Learning curve: More complex concepts to understand
Disk space: Requires more storage for each clone
Binary files: Less efficient with large binary files without special handling

Real-world analogy

Distributed VCS is like modern online banking with a local cache. You have all your transaction history on your phone app (local repository) and can review it anytime. You can even stage transactions while offline, and they'll sync when you reconnect.

Comparison Table

Feature	Centralized VCS	Distributed VCS
Repository	Single central copy	Multiple complete copies
Network Required	For most operations	Only for syncing
Commit Access	Need server access	Can commit locally
History Access	Need server access	Available locally
Branching	Often slower, server-based	Fast, local operation
Merging	Basic tools	Advanced tools
Learning Curve	Lower	Higher
Robustness	Single point of failure	Multiple backups
Common Use Cases	Simpler projects, controlled environments	Open source, complex projects, distributed teams

Core Version Control Principles

Regardless of the specific system you use, certain principles apply to all version control:

Atomic Commits

A commit should represent a single logical change. This makes it easier to understand, review, and potentially revert changes if needed.

Good commit practice: Group related changes together, but separate unrelated changes into different commits.

Example: If you're fixing a bug and improving documentation, these could be separate commits:

"Fix validation error in user registration form"
"Update API documentation with examples"

Meaningful Commit Messages

Commit messages should clearly explain what changes were made and why (not how, as the code shows that).

Good commit message format:

Short summary (under 50 characters)

More detailed explanation if necessary. Wrap lines at about 72
characters. Explain the problem this commit solves and why this
approach was taken. Separate paragraphs with blank lines.

- Bullet points are okay
- Typically hyphen or asterisk is used

Reference issues and pull requests as needed (#123)

Regular Commits

Commit changes frequently to create a detailed history and minimize the risk of losing work.

Guideline: If you can describe the change in a single sentence, it's probably the right size for a commit.

Analogy: Think of commits like save points in a video game. You wouldn't play for hours without saving; similarly, don't code for hours without committing.

Don't Break the Build

The main branch should always be in a working state. Avoid committing code that breaks functionality.

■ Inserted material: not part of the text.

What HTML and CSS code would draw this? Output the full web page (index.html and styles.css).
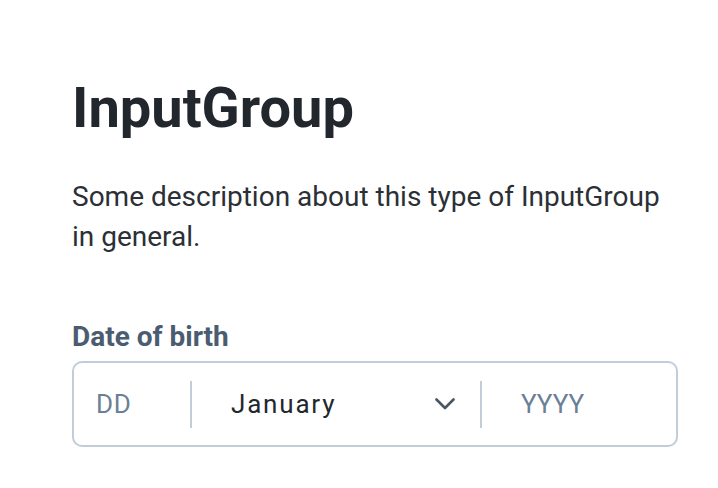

Best practice: Use branches for experimental or in-progress work, and only merge to the main branch when the code is complete and tested.

Code Review

Have others review your changes before they're merged into the main codebase.

Benefits:

Catches bugs and issues early
Ensures code quality and consistency
Shares knowledge among team members
Provides documentation of decision-making

Version Control in Real-World Projects

Let's look at how version control is used in real-world development scenarios:

Open Source Projects

Open source projects like Linux, React, and TensorFlow rely heavily on distributed version control (primarily Git) to coordinate thousands of contributors around the world.

Key practices:

Forking workflow: Contributors create personal copies (forks) of the repository
Pull requests: Changes are proposed through pull requests that undergo review
Issue tracking: Bug reports and feature requests are closely tied to version control
CI/CD integration: Automated testing ensures changes don't break existing functionality

Example: The Linux kernel manages over 27 million lines of code with contributions from thousands of developers using Git.

Corporate Development

Enterprise environments often have specific requirements and workflows for version control:

Common practices:

Branch policies: Strict controls on who can merge to production branches
Release branches: Dedicated branches for different versions or releases
Code ownership: Specific teams or individuals responsible for different parts of the codebase
Compliance and auditing: Version history used to track changes for regulatory purposes

Example: Microsoft's Windows codebase is one of the largest in the world, with over 500 million lines of code managed through a custom version control system that handles thousands of daily changes.

Team Collaboration Models

Teams develop different workflows based on their size, distribution, and release schedule:

Trunk-Based Development

Developers work directly on the main branch or short-lived feature branches
Frequent integrations, often multiple times per day
Requires strong automated testing to prevent regressions
Used by companies like Google and Facebook for rapid iteration

GitFlow

Structured workflow with specific branch types (feature, develop, release, hotfix, main)
Clear separation between in-progress work and production code
Well-suited for projects with scheduled releases
Popular in enterprise environments with formal release processes

gitGraph commit commit branch develop checkout develop commit branch feature checkout feature commit commit checkout develop merge feature branch release checkout release commit checkout main merge release checkout develop merge release

GitHub Flow

Simplified workflow focused on feature branches and pull requests
Main branch is always deployable
New work is done in feature branches that are merged through PRs
Popular for web applications and continuous deployment environments

Version Control Beyond Code

While we often focus on code, version control is valuable for many other types of content:

Documentation

Technical documentation benefits greatly from version control:

Track changes to requirements, specifications, and user guides
Collaborate on documentation just like code
Keep documentation in sync with code versions
Generate documentation from versioned Markdown files

Example: Many projects use "docs as code" approaches, storing documentation in Markdown within the same repository as the code, making it subject to the same review process.

Configuration Management

Version control helps manage system configurations:

Track changes to server configurations, network settings, etc.
Roll back to known-good configurations when problems occur
Audit changes for security and compliance
Apply configuration changes consistently across environments

Example: Infrastructure as Code (IaC) tools like Terraform and Ansible store infrastructure configurations in version control, enabling reproducible deployments and change history for cloud resources.

Design Assets

Creative assets can also benefit from version control:

Track iterations of UI designs, wireframes, and mockups
Manage versions of images, icons, and other graphic assets
Collaborate on design evolution alongside code changes

Challenge: Binary files like images don't diff well in traditional VCS. Tools like Git LFS (Large File Storage) help manage binary assets more efficiently.

Data and Models

Machine learning and data science projects use version control for:

Tracking dataset versions and transformations
Managing model evolution and hyperparameters
Reproducing experimental results
Collaborating on data pipelines

Example: Tools like DVC (Data Version Control) extend Git to handle large datasets and machine learning models efficiently.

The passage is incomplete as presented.